Disk /dev/sda: 255 heads, 63 sectors, 8836 cylinders
Units = cylinders of 16065 * 512 bytes

   Device Boot     Start      End    Blocks    Id  System
/dev/sda1              1       16    128488+   83  Linux
/dev/sda2   *         17     4462  35844717     7  HPFS/NTFS

Final Steps

At this point, you can reboot your computer, without the linux boot disk. You should be able to get back into Windows, just as before. When, you first open My Computer, you may notice that you seem to have the same sized hard disk as before the upgrade. Presumably, you actually added a larger hard drive. This is not a mistake. You backed up the entire hard disk, which include the partition table that specifies the size of the disk partitions. So, at this point, you probably have a bunch of unused space on your new hard disk (equal to the amount by which the new disk is bigger than the old one). You can either use the linux boot CDROM to resize the partitions (even if they are Windows partitions), or probably easier, just use the Windows Computer Management application.

To use Computer Management, select Start -> Run and type in compmgmt.msc, or navigate to Programs -> Administrative Tools -> Computer Management.

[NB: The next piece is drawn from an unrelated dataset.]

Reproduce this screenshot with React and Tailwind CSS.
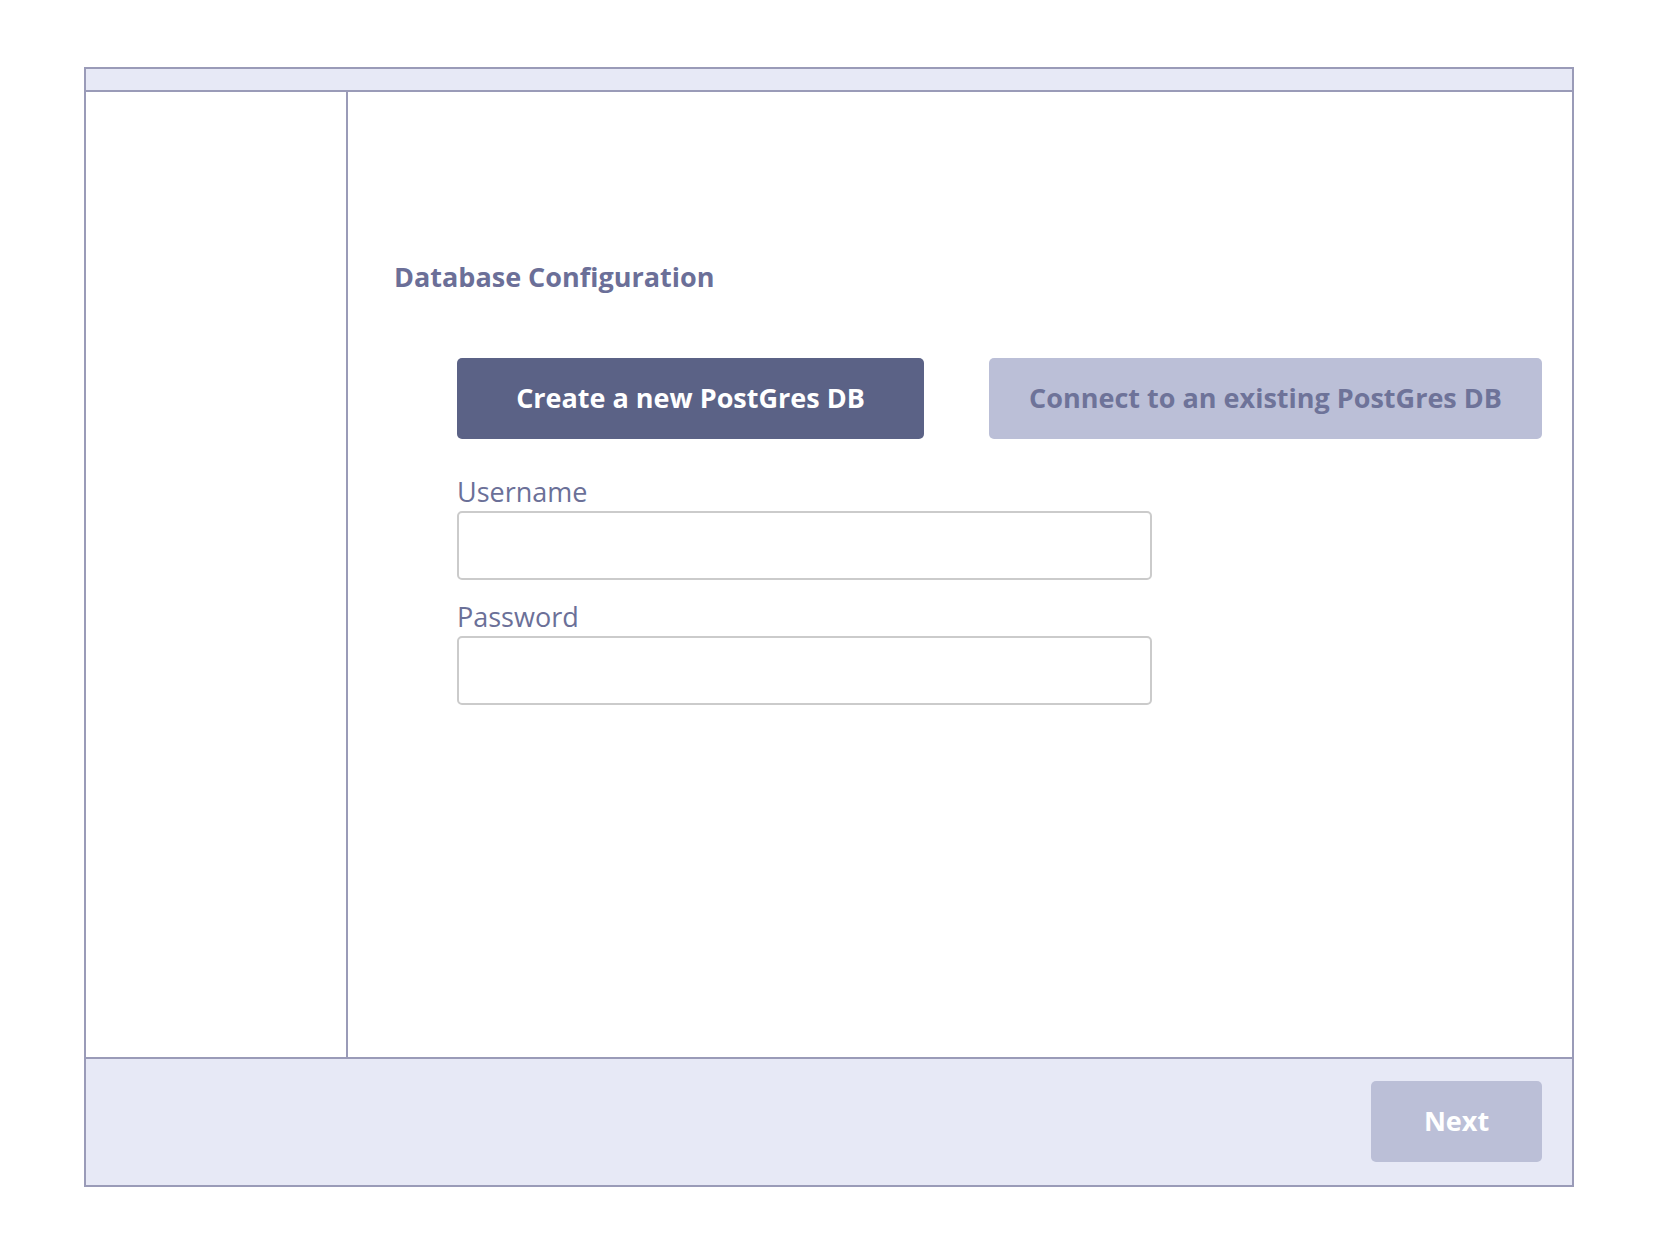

From within Computer Management, you can select Storage -> Disk Management. From here, you can select the drive you added (e.g. C:\), right-click and choose to extend the partition. Windows should detect the total size of the disk, and let you extend the partition to fill up the entire disk, which is generally what you would want.

Issues

  • Some linux boot CDs may not allow you to write to /mnt. You may need to mount your network location to /tmp/some_folder_name/, instead of /mnt.
    linux>> mount -t nfs 192.168.0.44:/export/path /tmp/some_folder_name
  • My upgrade was done on a 36GB Vista disk that was 90% full. It compressed down to a 13GB image (sda.img.gz) file on my network server. If you don't have room to store even a compressed disk image, you can take advantage of the fact that your source disk probably wasn't 100% full. The above process will blindly copy unused disk space, but you can minimize that impact by first writing a file of all zeros to the entire unused portion of the source disk. Then, upon compressing/copying the disk, all those zeros will be compressed down to almost nothing (from "zeros" to "almost zero"!). This will save you a little more space on your network drive.
    linux>> mkdir /mnt/source_disk
    linux>> mount -t ntfs /dev/sda2 /mnt/source_disk
    linux>> dd if=/dev/zero of=/mnt/source_disk/zeros && rm -f /mnt/source_disk/zeros
  • If the old disk will not be part of the new configuration, you may be able to avoid the intermediate storage on the network server. If you have space in your computer chassis for the new and old disks at the same time, you can copy the old image directly to the new disk, without the network copy. This will obviously be faster, and doesn't require the network storage, or even the activation of your network card (NIC)
    linux>> dd if=/dev/sda of=/dev/sdb conv=sync,noerror bs=64k
  • If you are cloning from one machine to another (identical) machine, you can clone disk images right over the network. On the destination machine, boot into linux with a boot disk (USB drive or CD/DVD), and use the netcat command, piped into gzip and dd:
    linux-1>> nc -l -p 9000 | gzip -cd | dd of=/dev/sdb bs=64k
    Then, on the source machine, also booted into a linux rescue system, use dd, gzip, and netcat in the opposite direction:
    linux-2>> dd if=/dev/sdb conv=sync,noerror bs=64k | gzip -c | nc 192.168.0.10 9000
    assuming that the source and target machines have been booted into rescue systems with networking enabled, and the target has had its IP address set to 192.168.0.10.
  • If you are restoring the disk image to a disk of the same size (maybe you just want a newer/faster disk), you may get a message from dd about "No space left on device", at the end of the final restore step. I got this message (when I tested the process restoring to the exact same disk), and yet the process appears to have worked successfully. Your guess is as good as mine why dd complains about this. It may have to do with the final (64k) block having some extra padding in it that runs just past the end of the disk.

Final Thoughts

So, there you have it. In a limited number of steps, you have made an exact copy of an existing Windows installation, and laid down everything on the new disk as it was on the old. You don't need to manually reinstall the OS, restore a backup, and reinstall applications individually. Since, this is the same computer, you've avoided any unnecessary license repurchase scenarios. Long-live linux!